If only one grouping variable is left in the grouping criteria, summarise() will return an ungrouped data set. This feature let's you progressively "unwrap" a grouped data set:

If we add another summarise() to our pipe,

  1. our data set will first be grouped by year and sex.
  2. Then it will be summarised into a data set grouped by year (i.e. the result above)
  3. Then be summarised into a final data set that is not grouped.
babynames |>
  group_by(year, sex) |> 
  summarise(total = sum(n)) |> 
  summarise(total = sum(total))

Ungrouping 3

In the summarise(), .groups = "drop" indicates not to keep groups after summary ({dplyr} > 1.0). If you wish to manually remove the grouping criteria from a data set after any function other than summarise(), you can do so with ungroup().

babynames |>
  group_by(year, sex) |> 
  filter(n == max(n)) |> 
  ungroup()

Ungrouping 3

And, you can override the current grouping information with a new call to group_by().

babynames |>
  group_by(year, sex) |> 
  group_by(name)

That's it. Between group_by(), summarise(), and ungroup(), you have a toolkit for taking groupwise summaries of your data at various levels of grouping.

The most popular names by total children

You now know enough to calculate the most popular names by total children (it may take some strategizing, but you can do it!).
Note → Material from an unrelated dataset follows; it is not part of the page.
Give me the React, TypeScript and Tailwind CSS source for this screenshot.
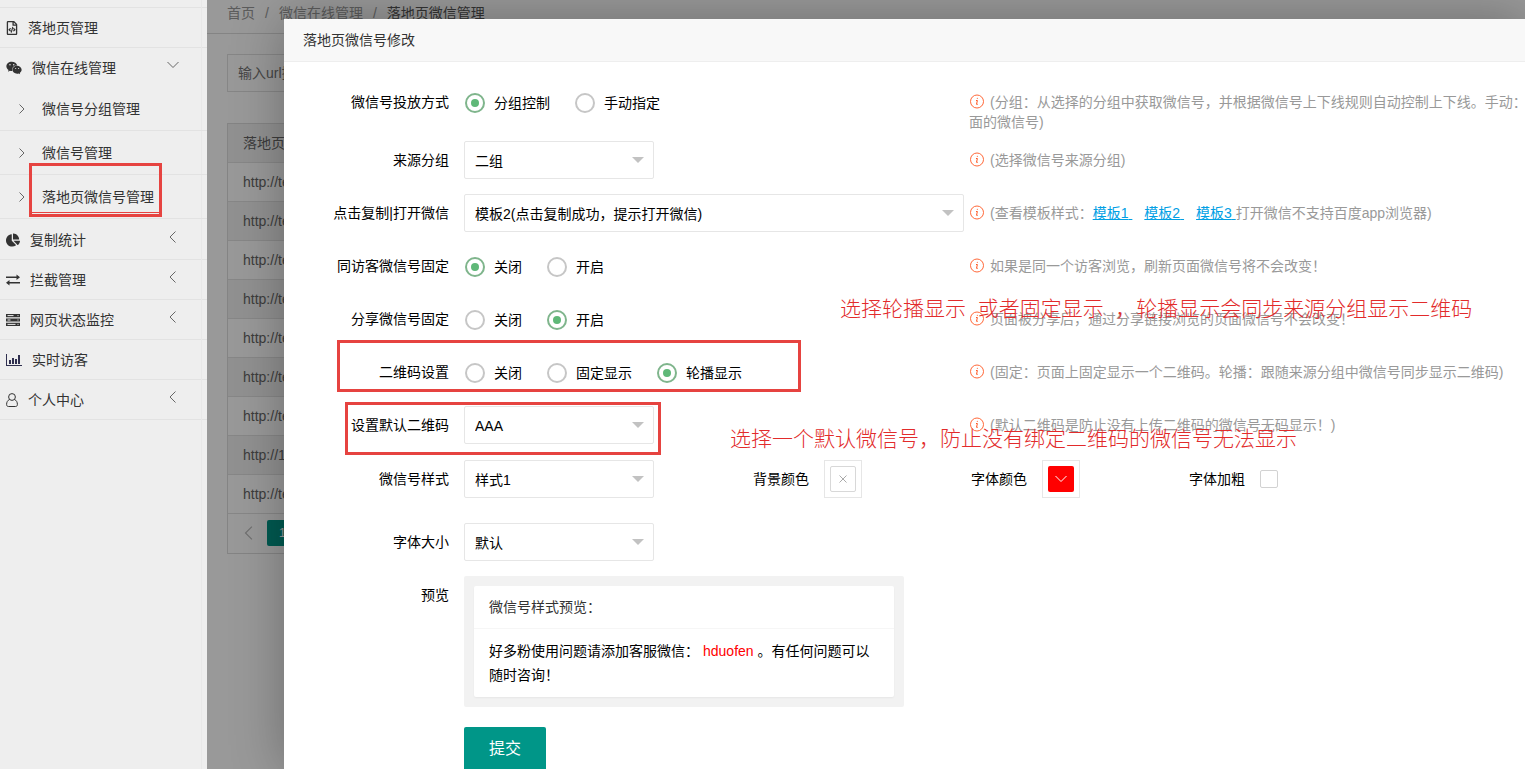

In the code chunk below, use group_by(), summarise(), and arrange() to display the ten most popular names. Compute popularity as the total number of children of a single gender given a name. In other words, the total number of boys named "Kelly" should be computed separately from the total number of girls named "Kelly".


babynames |>
  group_by(name, sex) |> 
  summarise(total = sum(n), .groups = "drop") |> 
  arrange(desc(total))

The history of the most popular names by total children

Let's examine how the popularity of popular names has changed over time. To help us, I've made top_10, which is a version of babynames that is trimmed down to just the ten most popular names from above.

top_10

Exercise - Proportions for popular names

Use the code block below to plot a line graph of prop vs year for each name in top_10. Be sure to color the lines by name to make the graph interpretable.


top_10 |>
  ggplot() +
    aes(x = year, y = prop, color = name) +
    geom_line()

Exercise - Total children for popular names

Now use top_10 to plot n vs year for each of the names. How are the plots different? Why might that be? How does this affect our decision to use total children as a measure of popularity?


top_10 |>
  ggplot() +
    aes(x = year, y = n, color = name) +
    geom_line()
"Good job! This graph shows different trends than the one above, now let's consider why."

mutate()

The total number of children by year

Why might there be a difference between the proportion of children who receive a name over time, and the number of children who receive the name?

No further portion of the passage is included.